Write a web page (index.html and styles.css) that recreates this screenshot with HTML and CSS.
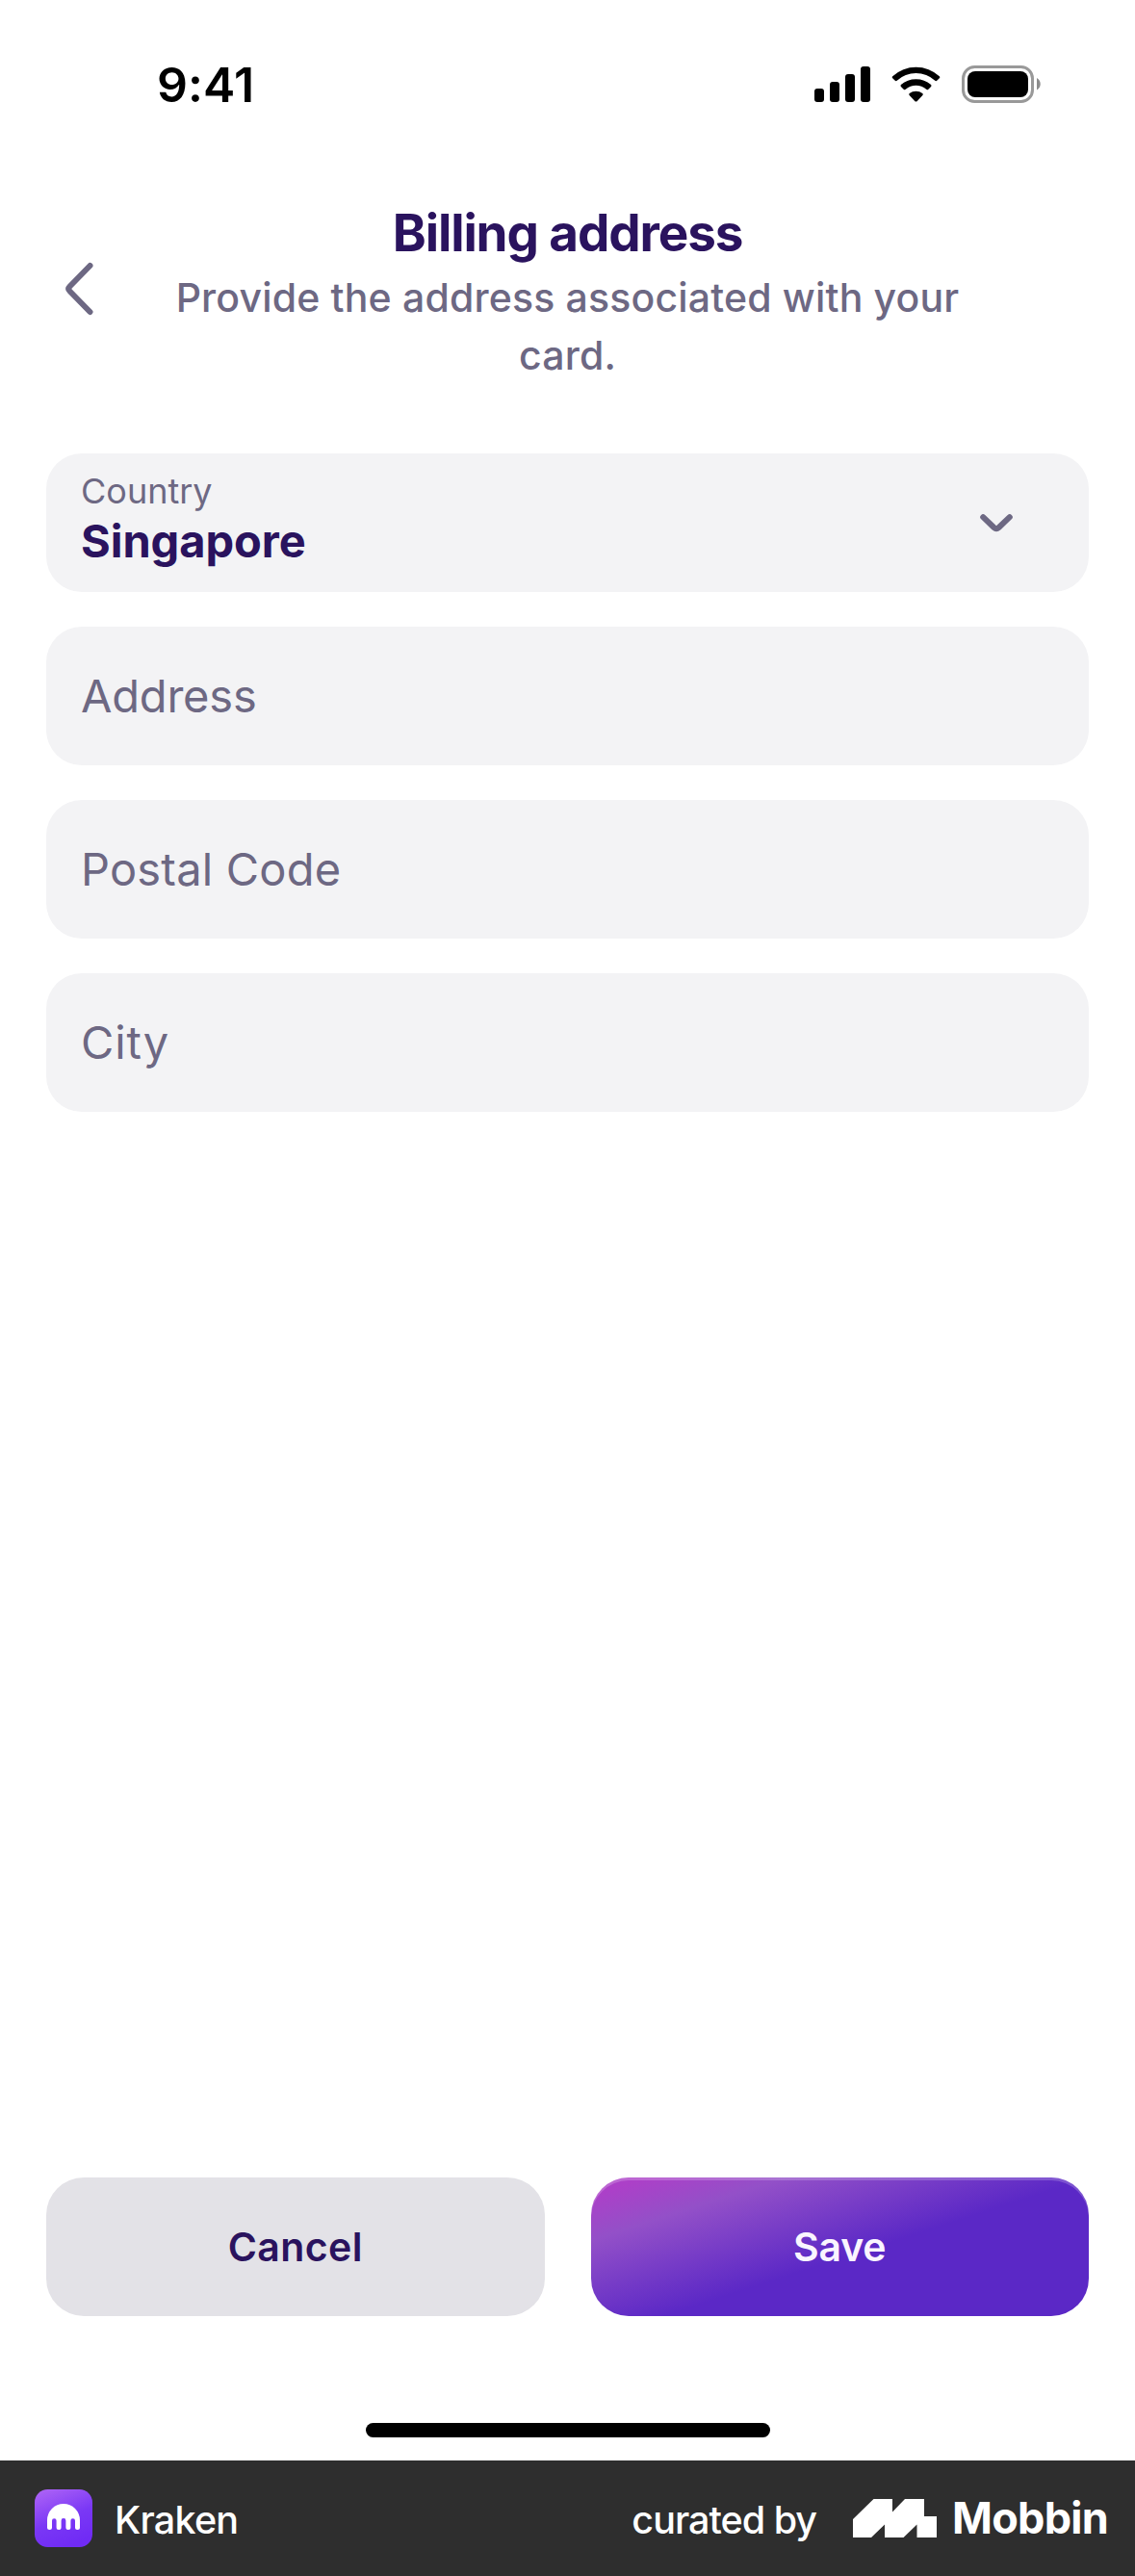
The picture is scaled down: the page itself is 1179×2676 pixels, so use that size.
FILE: index.html
```html
<!DOCTYPE html>
<html lang="en">
<head>
<meta charset="utf-8">
<title>Billing address</title>
<link rel="stylesheet" href="styles.css">
</head>
<body>
<div class="screen">
  <div class="status-bar">
    <div class="time">9:41</div>
    <svg class="status-icons" width="236" height="40" viewBox="0 0 236 40" aria-hidden="true">
      <rect x="0" y="24" width="10" height="14" rx="3"/>
      <rect x="16" y="17" width="10" height="21" rx="3"/>
      <rect x="32" y="9" width="10" height="29" rx="3"/>
      <rect x="48" y="1" width="10" height="37" rx="3"/>
      <path d="M81.200 11.200 A36 36 0 0 1 129.800 11.200 Q130.800 12.200 129.800 13.200 L127.200 15.800 Q126.300 16.600 125.300 15.700 A29.500 29.500 0 0 0 85.700 15.700 Q84.700 16.600 83.800 15.800 L81.200 13.200 Q80.200 12.200 81.200 11.200 Z"/>
      <path d="M89.900 20.100 A23.500 23.500 0 0 1 121.100 20.100 Q122 21.100 121.100 22 L118.100 24.900 Q117.200 25.700 116.200 24.800 A16.500 16.500 0 0 0 94.800 24.800 Q93.800 25.700 92.900 24.900 L89.900 22 Q89 21.100 89.900 20.100 Z"/>
      <path d="M98.700 29 A11 11 0 0 1 112.300 29 Q113.300 30 112.400 31 L106.500 37.200 Q105.500 38 104.500 37.200 L98.600 31 Q97.700 30 98.700 29 Z"/>
      <rect x="154.500" y="1.500" width="72" height="36" rx="12" fill="none" stroke="#999" stroke-width="3"/>
      <rect x="159" y="6" width="63" height="27" rx="8"/>
      <path d="M231 13 C236 15.500 236 23 231 25.500 Z" fill="#8c8c8c"/>
    </svg>
  </div>

  <header class="header">
    <svg class="back" width="33" height="58" viewBox="0 0 33 58" aria-label="Back">
      <path d="M27.500 5 L6.500 26.500 Q4 29 6.500 31.500 L27.500 53"/>
    </svg>
    <div class="heading">
      <h1 class="title">Billing address</h1>
      <p class="subtitle">Provide the address associated with your<br>card.</p>
    </div>
  </header>

  <main class="form">
    <div class="field field-select">
      <div class="select-text">
        <div class="label">Country</div>
        <div class="value">Singapore</div>
      </div>
      <svg class="caret" width="34" height="20" viewBox="0 0 34 20" aria-hidden="true">
        <path d="M3.200 4.200 L14.500 15 Q17 17.200 19.500 15 L30.800 4.200"/>
      </svg>
    </div>
    <div class="field address">Address</div>
    <div class="field postal">Postal Code</div>
    <div class="field city">City</div>
  </main>

  <div class="actions">
    <div class="button cancel">Cancel</div>
    <div class="button save">Save</div>
  </div>
  <div class="home-indicator"></div>
</div>

<footer class="footer">
  <svg class="app-icon" width="60" height="60" viewBox="0 0 60 60" aria-hidden="true">
    <defs>
      <linearGradient id="app" x1="0.150" y1="0" x2="0.550" y2="1">
        <stop offset="0" stop-color="#ac62f6"/>
        <stop offset="0.550" stop-color="#7a38f5"/>
        <stop offset="1" stop-color="#702bf5"/>
      </linearGradient>
    </defs>
    <rect width="60" height="60" rx="13.500" fill="url(#app)"/>
    <path fill="#fff" d="M13 32 A17 17 0 0 1 47 32 V39.500 A2.500 2.500 0 0 1 42 39.500 V32.500 A2.300 2.300 0 0 0 37.400 32.500 V39.500 A2.500 2.500 0 0 1 32.400 39.500 V32.500 A2.400 2.400 0 0 0 27.600 32.500 V39.500 A2.500 2.500 0 0 1 22.600 39.500 V32.500 A2.300 2.300 0 0 0 18 32.500 V39.500 A2.500 2.500 0 0 1 13 39.500 Z"/>
  </svg>
  <div class="app-name">Kraken</div>
  <div class="curated">curated by</div>
  <svg class="mobbin-mark" width="87" height="40" viewBox="0 0 87 40" aria-hidden="true">
    <path fill="#fff" d="M0 21 L21.500 0 H41 V13.500 L54 0 H74 V18 H87 V40 H66.500 V26.500 L52.500 40 H33 V26.500 L19 40 H0 Z"/>
  </svg>
  <div class="mobbin">Mobbin</div>
</footer>
</body>
</html>
```
FILE: styles.css
```css
* {
  box-sizing: border-box;
}

body {
  margin: 0;
  width: 1179px;
  height: 2676px;
  display: flex;
  flex-direction: column;
  background: #fff;
  font-family: Inter, "Liberation Sans", sans-serif;
}

.screen {
  height: 2556px;
  display: flex;
  flex-direction: column;
}

/* Status bar */
.status-bar {
  height: 212px;
  padding: 58px 97px 0 163px;
  display: flex;
  justify-content: space-between;
  align-items: flex-start;
}

.time {
  font-size: 50px;
  font-weight: 600;
  line-height: 60px;
  letter-spacing: 0.1px;
  color: #000;
}

.status-icons {
  margin-top: 10px;
}

/* Header */
.header {
  height: 259px;
  padding: 0 66px;
  display: grid;
  grid-template-columns: 33px 1fr 33px;
}

.back {
  margin-top: 59px;
}

.back path,
.caret path {
  fill: none;
  stroke: #6d6883;
  stroke-width: 6px;
  stroke-linecap: round;
  stroke-linejoin: round;
}

.heading {
  text-align: center;
}

.title {
  margin: 0;
  font-size: 53px;
  font-weight: 700;
  line-height: 60px;
  letter-spacing: -1.12px;
  color: #2a135e;
}

.subtitle {
  margin: 7px 0 0;
  font-size: 41px;
  font-weight: 500;
  line-height: 60px;
  letter-spacing: 0.17px;
  color: #6d6883;
}

/* Form */
.form {
  padding: 0 48px;
  display: flex;
  flex-direction: column;
  gap: 36px;
}

.field {
  height: 144px;
  padding: 0 36px;
  border-radius: 37px;
  display: flex;
  align-items: center;
  background: #f3f3f5;
  font-size: 47px;
  line-height: 60px;
  color: #6d6883;
}

.field-select {
  padding: 18px 79px 0 36px;
  align-items: flex-start;
  justify-content: space-between;
}

.label {
  font-size: 36px;
  line-height: 42px;
}

.value {
  margin-top: 3px;
  font-size: 47px;
  font-weight: 700;
  line-height: 56px;
  letter-spacing: -0.05px;
  color: #2a135e;
}

.caret {
  margin-top: 44px;
}

.address {
  letter-spacing: -0.2px;
}

.postal {
  letter-spacing: 0.2px;
}

.city {
  letter-spacing: 0.9px;
}

/* Bottom actions */
.actions {
  margin-top: auto;
  padding: 0 48px;
  display: grid;
  grid-template-columns: 1fr 1fr;
  gap: 48px;
}

.button {
  height: 144px;
  border-radius: 39px;
  display: flex;
  align-items: center;
  justify-content: center;
  font-size: 41px;
  font-weight: 600;
  line-height: 60px;
}

.cancel {
  background: #e3e2e7;
  color: #2a135e;
  letter-spacing: 0.41px;
}

.save {
  background: linear-gradient(162deg, #ac40c8 6%, #9350c8 21%, #5b28c6 54%);
  box-shadow: inset 0 3px 0 rgba(255, 255, 255, 0.2);
  color: #faf5ff;
  letter-spacing: -0.2px;
}

.home-indicator {
  width: 420px;
  height: 15px;
  margin: 111px auto 24px;
  border-radius: 8px;
  background: #000;
}

/* Attribution footer */
.footer {
  height: 120px;
  padding: 0 28px 0 36px;
  display: flex;
  align-items: center;
  background: #2e2e2e;
  color: #fff;
  font-size: 39.5px;
  font-weight: 500;
  line-height: 48px;
}

.app-name {
  margin-left: 23px;
  padding-top: 3px;
  letter-spacing: -0.75px;
}

.curated {
  margin-left: auto;
  padding-top: 3px;
  letter-spacing: -1px;
}

.mobbin-mark {
  margin: 0 16px 0 38px;
}

.mobbin {
  font-size: 45px;
  font-weight: 700;
  letter-spacing: -0.75px;
}
```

··········

List the lines that contain the word "styles".

THE RESULT:
Write a web page (index.html and styles.css) that recreates this screenshot with HTML and CSS.
<link rel="stylesheet" href="styles.css">
FILE: styles.css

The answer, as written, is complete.